**Problem description**
Return all the data below as it stands, minus the pictures.

— begin Entries shown —

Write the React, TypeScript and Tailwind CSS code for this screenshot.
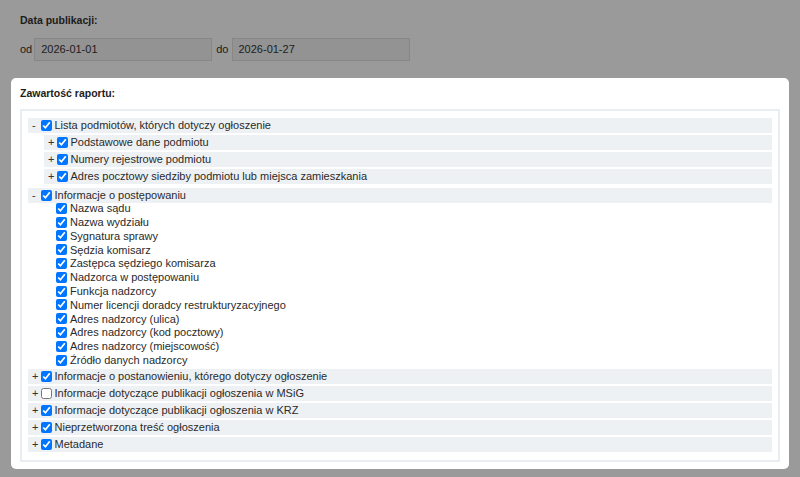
type Node = {
  label: string;
  checked?: boolean;
  children?: Node[];
  expanded?: boolean;
};

const tree: Node[] = [
  {
    label: "Lista podmiotów, których dotyczy ogłoszenie",
    expanded: true,
    children: [
      { label: "Podstawowe dane podmiotu", children: [] },
      { label: "Numery rejestrowe podmiotu", children: [] },
      { label: "Adres pocztowy siedziby podmiotu lub miejsca zamieszkania", children: [] },
    ],
  },
  {
    label: "Informacje o postępowaniu",
    expanded: true,
    children: [
      { label: "Nazwa sądu" },
      { label: "Nazwa wydziału" },
      { label: "Sygnatura sprawy" },
      { label: "Sędzia komisarz" },
      { label: "Zastępca sędziego komisarza" },
      { label: "Nadzorca w postępowaniu" },
      { label: "Funkcja nadzorcy" },
      { label: "Numer licencji doradcy restrukturyzacyjnego" },
      { label: "Adres nadzorcy (ulica)" },
      { label: "Adres nadzorcy (kod pocztowy)" },
      { label: "Adres nadzorcy (miejscowość)" },
      { label: "Źródło danych nadzorcy" },
    ],
  },
  { label: "Informacje o postanowieniu, którego dotyczy ogłoszenie", children: [] },
  { label: "Informacje dotyczące publikacji ogłoszenia w MSiG", checked: false, children: [] },
  { label: "Informacje dotyczące publikacji ogłoszenia w KRZ", children: [] },
  { label: "Nieprzetworzona treść ogłoszenia", children: [] },
  { label: "Metadane", children: [] },
];

function Check({ checked = true }: { checked?: boolean }) {
  return (
    <input
      type="checkbox"
      defaultChecked={checked}
      className="m-0 mr-[3px] h-[11px] w-[11px] shrink-0"
    />
  );
}

function TreeRow({ node }: { node: Node }) {
  const isBranch = node.children !== undefined;

  if (!isBranch) {
    return (
      <div className="flex h-[13.8px] items-center">
        <span className="w-[12px] shrink-0" />
        <Check checked={node.checked} />
        <span>{node.label}</span>
      </div>
    );
  }

  const hasLeaves = node.children?.some((c) => c.children === undefined);

  return (
    <div className="mb-[2px]">
      <div className="flex h-[15px] items-center bg-[#eef1f4]">
        <span className="w-[12.5px] shrink-0 pl-[4px] text-[#333]">
          {node.expanded ? "-" : "+"}
        </span>
        <Check checked={node.checked} />
        <span>{node.label}</span>
      </div>
      {node.expanded && node.children && (
        <div
          className={
            hasLeaves
              ? "-mt-[1px] ml-[16px] flex flex-col"
              : "ml-[16px] mt-[2px] flex flex-col"
          }
        >
          {node.children.map((child) => (
            <TreeRow key={child.label} node={child} />
          ))}
        </div>
      )}
    </div>
  );
}

export default function App() {
  return (
    <div
      className="h-[477px] w-[800px] overflow-hidden bg-[#9a9a9a] text-[11px] text-[#1c1c1c]"
      style={{ fontFamily: '"Liberation Sans", Arial, sans-serif' }}
    >
      <div className="px-[20px] pt-[13px]">
        <div className="text-[10.5px] font-bold leading-[14px]">Data publikacji:</div>
        <div className="mt-[11px] flex items-center">
          <span className="mr-[2px]">od</span>
          <div className="flex h-[23px] w-[178px] items-center border border-[#878787] bg-[#939393] px-[6px]">
            2026-01-01
          </div>
          <span className="ml-[4px] mr-[3px]">do</span>
          <div className="flex h-[23px] w-[178px] items-center border border-[#878787] bg-[#939393] px-[6px]">
            2026-01-27
          </div>
        </div>
      </div>

      <div className="mx-[11px] mt-[17px] rounded-[5px] bg-white px-[9px] pb-[7px] pt-[8px] text-[#2a2a2a]">
        <div className="text-[10.5px] font-bold leading-[14px] text-[#1c1c1c]">Zawartość raportu:</div>
        <div className="mt-[9px] border-2 border-[#e9edf1] px-[6px] pb-[6px] pt-[6.5px]">
          {tree.map((node) => (
            <TreeRow key={node.label} node={node} />
          ))}
        </div>
      </div>
    </div>
  );
}
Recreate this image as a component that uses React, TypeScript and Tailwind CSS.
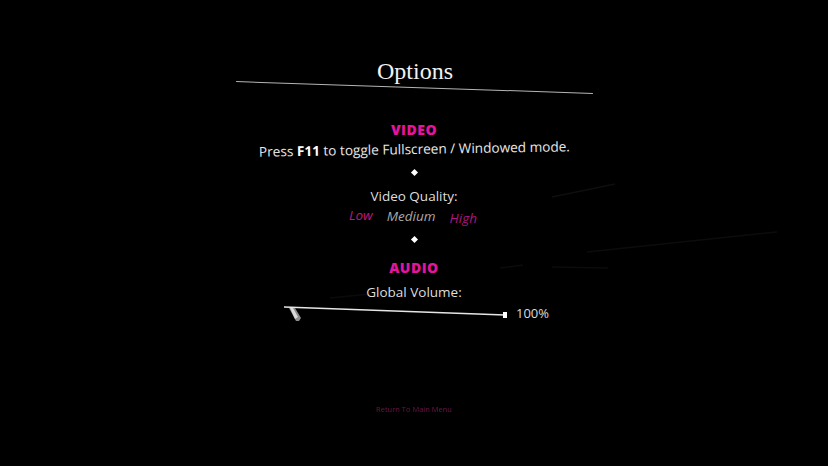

— end Entries shown —

**Correct answer**
Write the React, TypeScript and Tailwind CSS code for this screenshot.
type Node = {
  label: string;
  checked?: boolean;
  children?: Node[];
  expanded?: boolean;
};

const tree: Node[] = [
  {
    label: "Lista podmiotów, których dotyczy ogłoszenie",
    expanded: true,
    children: [
      { label: "Podstawowe dane podmiotu", children: [] },
      { label: "Numery rejestrowe podmiotu", children: [] },
      { label: "Adres pocztowy siedziby podmiotu lub miejsca zamieszkania", children: [] },
    ],
  },
  {
    label: "Informacje o postępowaniu",
    expanded: true,
    children: [
      { label: "Nazwa sądu" },
      { label: "Nazwa wydziału" },
      { label: "Sygnatura sprawy" },
      { label: "Sędzia komisarz" },
      { label: "Zastępca sędziego komisarza" },
      { label: "Nadzorca w postępowaniu" },
      { label: "Funkcja nadzorcy" },
      { label: "Numer licencji doradcy restrukturyzacyjnego" },
      { label: "Adres nadzorcy (ulica)" },
      { label: "Adres nadzorcy (kod pocztowy)" },
      { label: "Adres nadzorcy (miejscowość)" },
      { label: "Źródło danych nadzorcy" },
    ],
  },
  { label: "Informacje o postanowieniu, którego dotyczy ogłoszenie", children: [] },
  { label: "Informacje dotyczące publikacji ogłoszenia w MSiG", checked: false, children: [] },
  { label: "Informacje dotyczące publikacji ogłoszenia w KRZ", children: [] },
  { label: "Nieprzetworzona treść ogłoszenia", children: [] },
  { label: "Metadane", children: [] },
];

function Check({ checked = true }: { checked?: boolean }) {
  return (
    <input
      type="checkbox"
      defaultChecked={checked}
      className="m-0 mr-[3px] h-[11px] w-[11px] shrink-0"
    />
  );
}

function TreeRow({ node }: { node: Node }) {
  const isBranch = node.children !== undefined;

  if (!isBranch) {
    return (
      <div className="flex h-[13.8px] items-center">
        <span className="w-[12px] shrink-0" />
        <Check checked={node.checked} />
        <span>{node.label}</span>
      </div>
    );
  }

  const hasLeaves = node.children?.some((c) => c.children === undefined);

  return (
    <div className="mb-[2px]">
      <div className="flex h-[15px] items-center bg-[#eef1f4]">
        <span className="w-[12.5px] shrink-0 pl-[4px] text-[#333]">
          {node.expanded ? "-" : "+"}
        </span>
        <Check checked={node.checked} />
        <span>{node.label}</span>
      </div>
      {node.expanded && node.children && (
        <div
          className={
            hasLeaves
              ? "-mt-[1px] ml-[16px] flex flex-col"
              : "ml-[16px] mt-[2px] flex flex-col"
          }
        >
          {node.children.map((child) => (
            <TreeRow key={child.label} node={child} />
          ))}
        </div>
      )}
    </div>
  );
}

export default function App() {
  return (
    <div
      className="h-[477px] w-[800px] overflow-hidden bg-[#9a9a9a] text-[11px] text-[#1c1c1c]"
      style={{ fontFamily: '"Liberation Sans", Arial, sans-serif' }}
    >
      <div className="px-[20px] pt-[13px]">
        <div className="text-[10.5px] font-bold leading-[14px]">Data publikacji:</div>
        <div className="mt-[11px] flex items-center">
          <span className="mr-[2px]">od</span>
          <div className="flex h-[23px] w-[178px] items-center border border-[#878787] bg-[#939393] px-[6px]">
            2026-01-01
          </div>
          <span className="ml-[4px] mr-[3px]">do</span>
          <div className="flex h-[23px] w-[178px] items-center border border-[#878787] bg-[#939393] px-[6px]">
            2026-01-27
          </div>
        </div>
      </div>

      <div className="mx-[11px] mt-[17px] rounded-[5px] bg-white px-[9px] pb-[7px] pt-[8px] text-[#2a2a2a]">
        <div className="text-[10.5px] font-bold leading-[14px] text-[#1c1c1c]">Zawartość raportu:</div>
        <div className="mt-[9px] border-2 border-[#e9edf1] px-[6px] pb-[6px] pt-[6.5px]">
          {tree.map((node) => (
            <TreeRow key={node.label} node={node} />
          ))}
        </div>
      </div>
    </div>
  );
}
Recreate this image as a component that uses React, TypeScript and Tailwind CSS.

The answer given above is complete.